「タイトル通りの「選ばなかった」ルート」選ばなかったみち 映画を見たり見なかったりする人さんの映画レビュー(感想・評価)
タイトル通りの「選ばなかった」ルート
自分なりの解釈。
最後のシーン、エル・ファニングが二人出て来るところでわかるが、それまで出てきた2つの回想シーン……メキシコでサルマ・ハエックと夫婦でいて、息子の魂を迎えるシーンとギリシアでドイツの娘を追いかけるシーンは、どちらも「選ばなかった」ルート。それらとは別の道を選んで、その結果今、娘(エル・ファニング)と一緒にいる。
認知症の朦朧とした頭で過去を現在のように追体験しながら、しかし「選ばなかったルート」の先までも体験する。
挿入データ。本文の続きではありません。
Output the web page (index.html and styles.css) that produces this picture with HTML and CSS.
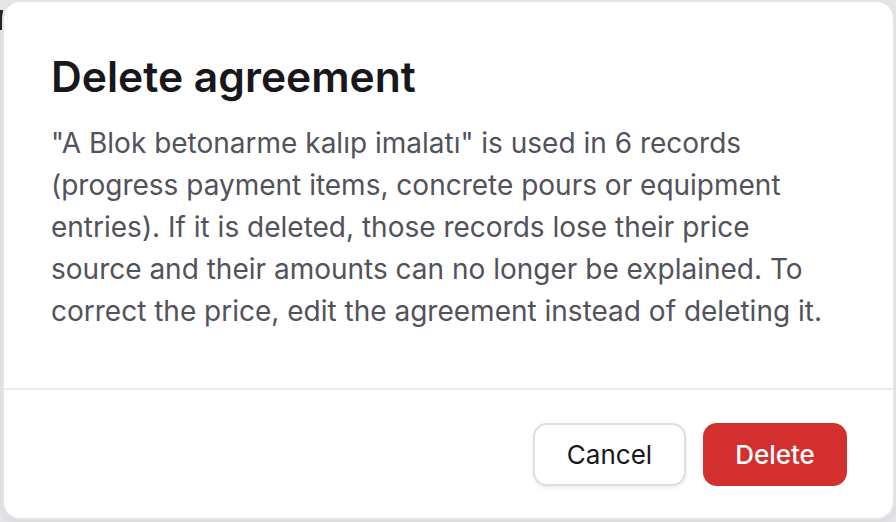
FILE: index.html
```html
<!DOCTYPE html>
<html lang="en">
  <head>
    <meta charset="UTF-8" />
    <meta name="viewport" content="width=device-width, initial-scale=1.0" />
    <title>Delete agreement</title>
    <link rel="stylesheet" href="styles.css">
  </head>
  <body>
    <div class="backdrop-edge"></div>
    <div class="dialog" role="alertdialog" aria-labelledby="dialog-title">
      <div class="dialog-body">
        <h2 id="dialog-title">Delete agreement</h2>
        <p class="dialog-text">"A Blok betonarme kalıp imalatı" is used in 6 records (progress payment items, concrete pours or equipment entries). If it is deleted, those records lose their price source and their amounts can no longer be explained. To correct the price, edit the agreement instead of deleting it.</p>
      </div>
      <div class="dialog-footer">
        <button class="btn btn-cancel">Cancel</button>
        <button class="btn btn-delete">Delete</button>
      </div>
    </div>
  </body>
</html>
```

FILE: styles.css
```css
* {
  margin: 0;
  padding: 0;
  box-sizing: border-box;
  font-family: 'Inter', 'Noto Sans', sans-serif;
}

body {
  background: #e6e6ea;
  width: 896px;
  height: 522px;
  overflow: hidden;
  position: relative;
}

/* sliver of the page behind the overlay */
.backdrop-edge {
  position: absolute;
  left: 0;
  top: 10px;
  width: 3px;
  height: 20px;
  background: #27272a;
}

.dialog {
  position: relative;
  margin-left: 2px;
  width: 893px;
  height: 520px;
  background: #fff;
  border: 2px solid #e4e4e7;
  border-radius: 18px;
  box-shadow: 0 4px 10px rgba(0, 0, 0, 0.06);
  display: flex;
  flex-direction: column;
}

.dialog-body {
  padding: 49px 50px 0 47px;
  flex: 1;
}

#dialog-title {
  font-size: 42.6px;
  font-weight: 600;
  line-height: 1.2;
  color: #18181b;
  margin-bottom: 20px;
}

.dialog-text {
  font-size: 28px;
  line-height: 42px;
  color: #52525b;
}

.dialog-footer {
  border-top: 2px solid #ececef;
  padding: 33px 46px 32px;
  display: flex;
  justify-content: flex-end;
  gap: 17px;
}

.btn {
  height: 63px;
  font-size: 26px;
  border-radius: 14px;
  cursor: pointer;
}

.btn-cancel {
  width: 153px;
  background: #fff;
  color: #18181b;
  font-weight: 400;
  border: 2px solid #dedee3;
  box-shadow: 0 2px 4px rgba(0, 0, 0, 0.08);
}

.btn-delete {
  width: 144px;
  background: #d32f2f;
  color: #fff;
  font-weight: 500;
  border: none;
}
```
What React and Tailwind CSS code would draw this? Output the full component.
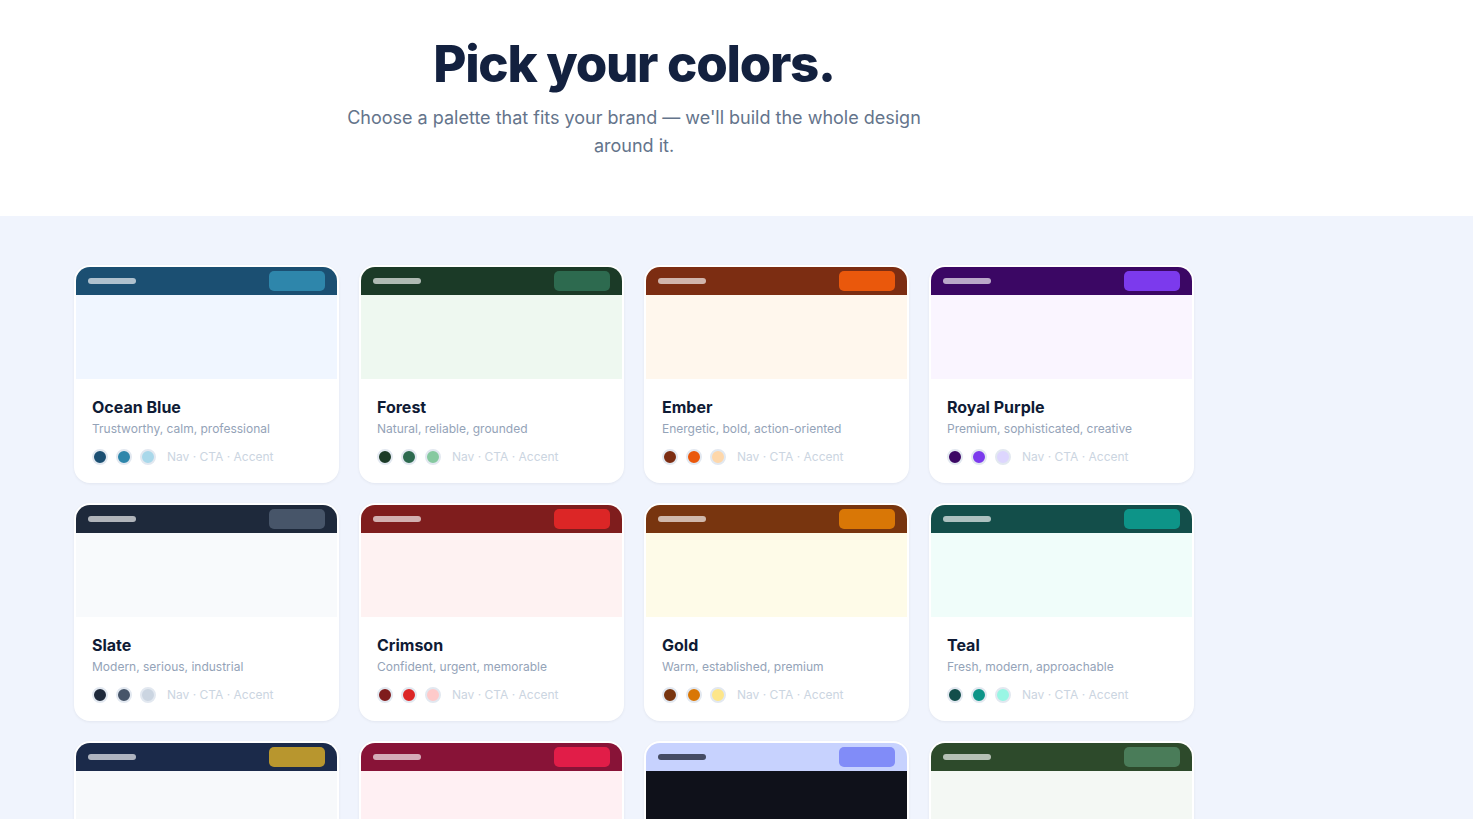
const PALETTES = [
  { name: 'Ocean Blue', desc: 'Trustworthy, calm, professional', nav: '#1b4f72', cta: '#2e86ab', bg: '#f0f6ff', accent: '#a9d8ea', line: 'rgba(255,255,255,0.65)' },
  { name: 'Forest', desc: 'Natural, reliable, grounded', nav: '#1b3a27', cta: '#2d6a4f', bg: '#eef8f0', accent: '#86c9a0', line: 'rgba(255,255,255,0.65)' },
  { name: 'Ember', desc: 'Energetic, bold, action-oriented', nav: '#7c2d12', cta: '#ea580c', bg: '#fff7ed', accent: '#fed7aa', line: 'rgba(255,255,255,0.65)' },
  { name: 'Royal Purple', desc: 'Premium, sophisticated, creative', nav: '#3b0764', cta: '#7c3aed', bg: '#faf5ff', accent: '#ddd6fe', line: 'rgba(255,255,255,0.65)' },
  { name: 'Slate', desc: 'Modern, serious, industrial', nav: '#1e293b', cta: '#475569', bg: '#f8fafc', accent: '#cbd5e1', line: 'rgba(255,255,255,0.65)' },
  { name: 'Crimson', desc: 'Confident, urgent, memorable', nav: '#7f1d1d', cta: '#dc2626', bg: '#fef2f2', accent: '#fecaca', line: 'rgba(255,255,255,0.65)' },
  { name: 'Gold', desc: 'Warm, established, premium', nav: '#78350f', cta: '#d97706', bg: '#fefbe8', accent: '#fde68a', line: 'rgba(255,255,255,0.65)' },
  { name: 'Teal', desc: 'Fresh, modern, approachable', nav: '#134e4a', cta: '#0d9488', bg: '#f0fdfa', accent: '#99f6e4', line: 'rgba(255,255,255,0.65)' },
  { name: 'Navy & Gold', desc: 'Classic, trusted, refined', nav: '#1b2a4a', cta: '#b8962e', bg: '#f7f9fb', accent: '#e9d8a6', line: 'rgba(255,255,255,0.65)' },
  { name: 'Rose', desc: 'Bold, passionate, vibrant', nav: '#881337', cta: '#e11d48', bg: '#fff0f3', accent: '#fecdd3', line: 'rgba(255,255,255,0.65)' },
  { name: 'Midnight', desc: 'Dark, sleek, technical', nav: '#c7d2fe', cta: '#818cf8', bg: '#0f111a', accent: '#a5b4fc', line: '#454b63' },
  { name: 'Sage', desc: 'Organic, gentle, balanced', nav: '#2d4a2b', cta: '#4a7c59', bg: '#f4f8f4', accent: '#b7d3b0', line: 'rgba(255,255,255,0.65)' },
];

function Dot({ color }) {
  return <span className="w-4 h-4 rounded-full border-2 border-[#e2e8f0]" style={{ background: color }} />;
}

function PaletteCard({ p }) {
  return (
    <div className="bg-white rounded-2xl border-2 border-white overflow-hidden shadow-[0_1px_3px_rgba(15,23,42,0.06)]">
      <div className="h-7 px-3 flex items-center justify-between" style={{ background: p.nav }}>
        <span className="w-12 h-1.5 rounded-full" style={{ background: p.line }} />
        <span className="w-14 h-5 rounded-[5px]" style={{ background: p.cta }} />
      </div>
      <div className="h-[84px]" style={{ background: p.bg }} />
      <div className="p-4">
        <h3 className="text-base leading-6 font-bold text-[#0f1b35]">{p.name}</h3>
        <p className="text-xs leading-5 text-[#94a3b8]">{p.desc}</p>
        <div className="flex items-center gap-2 mt-2.5">
          <Dot color={p.nav} />
          <Dot color={p.cta} />
          <Dot color={p.accent} />
          <span className="ml-[3px] text-xs text-[#cbd5e1]">Nav · CTA · Accent</span>
        </div>
      </div>
    </div>
  );
}

export default function App() {
  return (
    <div className="min-h-screen bg-[#f0f4fd] font-['Inter','Noto_Sans',sans-serif]">
      <header className="bg-white pt-10 pb-14">
        <div className="ml-[74px] w-[1120px] text-center">
          <h1 className="text-[51px] leading-[48px] font-extrabold tracking-tight text-[#13213f]">Pick your colors.</h1>
          <p className="mt-4 mx-auto max-w-[580px] text-lg leading-7 text-[#64748b]">
            Choose a palette that fits your brand — we'll build the whole design around it.
          </p>
        </div>
      </header>

      <section className="pt-[49px] pb-16">
        <div className="ml-[74px] w-[1120px] grid grid-cols-4 gap-x-5 gap-y-5">
          {PALETTES.map(p => (
            <PaletteCard key={p.name} p={p} />
          ))}
        </div>
      </section>
    </div>
  );
}
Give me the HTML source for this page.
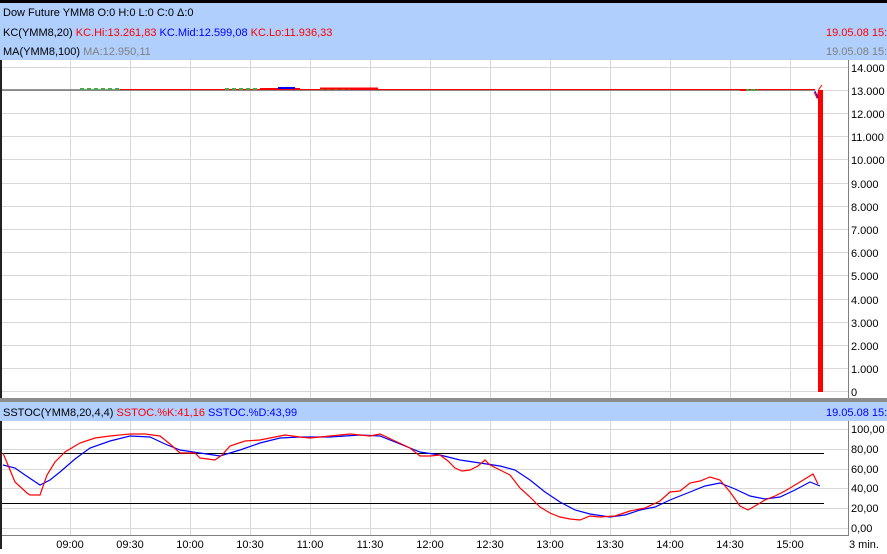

このあたりはジャコ・バン・ドルマル監督の「ミスター・ノーバディ」とも被る。
その追体験の中で彼はこれが「選ばなかったルートなんだ」というのを認識し、だから今があるということを娘に伝えた。うまく動かない頭を使って頑張ってそれを娘に伝えたから、娘の方でも選んだ道と選ばなかった道に分岐し、彼女はまさに選ばなかった道を見ることになった、というオチ。
娘が「わかりたいけどわからない」と何度も語り掛けるが、本当にわかって欲しいことは父から娘に伝わり、その結果未来を変えた……ということが最後の二人のエル・ファニングのシーンの意味。
このギミックを主題にするためにかなりの説明を削っていると思うが(なんで死んだ息子の名前を犬に付けるんだ、とか、なんでこんなに症状が進んでいるのに一人暮らしさせているんだ、とか)、そういうところは主題には不要な要素だから敢えて説明してないだけで、それなりの背景はちゃんとある……と思いたい。
あと、ハビエル・バルデムは顔が大きいから、エル・ファニングみたいに顔のちっちゃい女優と組み合わせると存在感が凄い。
ミスキャストじゃないの?って思うくらい凄い。
これも監督の狙いだと思っておこう。